Why would design build change the need for a PE seal?


----------



## RJJ (May 11, 2010)

It seems that many of the sprinkler contractors have NICET designers on staff, but few have a PE. It seems to be a growing system driven by cost. If a company has to out source the PE review and seal, the plan costs more. The client is less happy and the design build contractor has lost his/her competitive edge.


----------



## Dr. J (May 12, 2010)

I did a quick search of the PA laws and regs for PEs and they seem similar to CO's (and probably most states).  Fire protection is specifically listed as a branch of the practice of engineering, it is illegal to practice engineering without a license, a PE must be "in responsible charge" of the design (not just review and stamp), and it is illegal for a company to hold itself out as practicing engineering unless they have a PE as an officer or other employee in charge of the engineering functions of the company (outsourcing prohibited).

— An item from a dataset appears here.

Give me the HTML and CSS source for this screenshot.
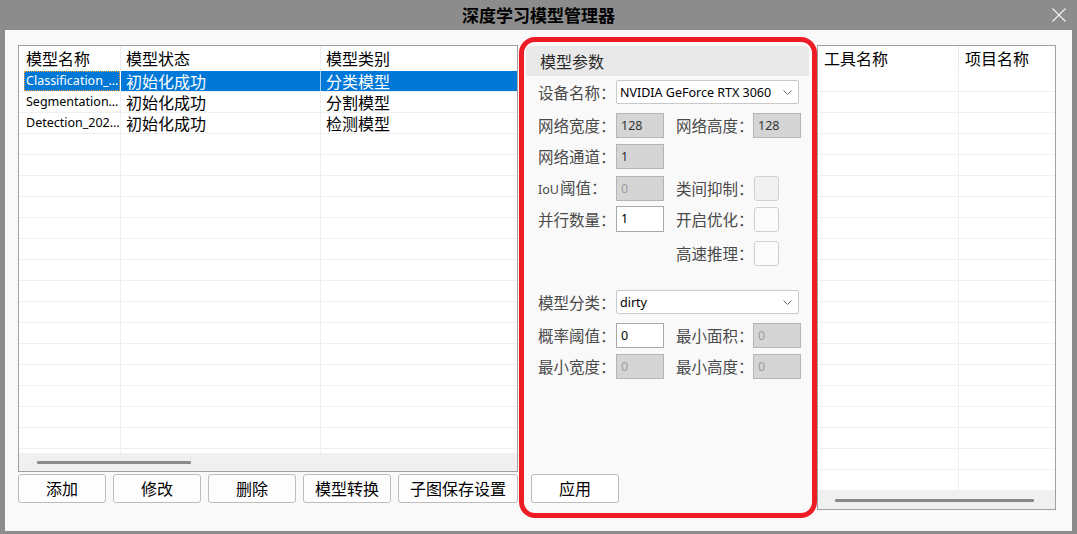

Why would an AHJ hold a design-build contractor that designs life safety systems to a lower standard than a design-build contractor that designs comfort cooling systems?  Would it be acceptable for a design-build HVAC contractor to place an ASHRAE or SMACNA cert on the plans instead of a PE?

Don't get me wrong - a NICET (or ASHRAE or SMACNA) cert definitely is prima facie evidence that a person is a subject matter expert.  It just does not come with the same public safety protection as the state licensure or personal liability of a PE.


----------



## RJJ (May 12, 2010)

I agree and have always held to a PE seal for plans! It seems that others around me have not. In a few new Ahj's I encounter this request. It seems that the people before me allowed it. Now I am sorry, but I can't deal with what others have done. Based on what I fined in the field and many a incorrect installation before me, I would say a major mistake has been made before I came on the scene.

Also, I am not putting down the NICET Cert. My feeling is it needs a PE seal. For me it always has and will continue unless convinced otherwise.

Last: To answer both of your question I would NO. One standard for and a PE seal required!


----------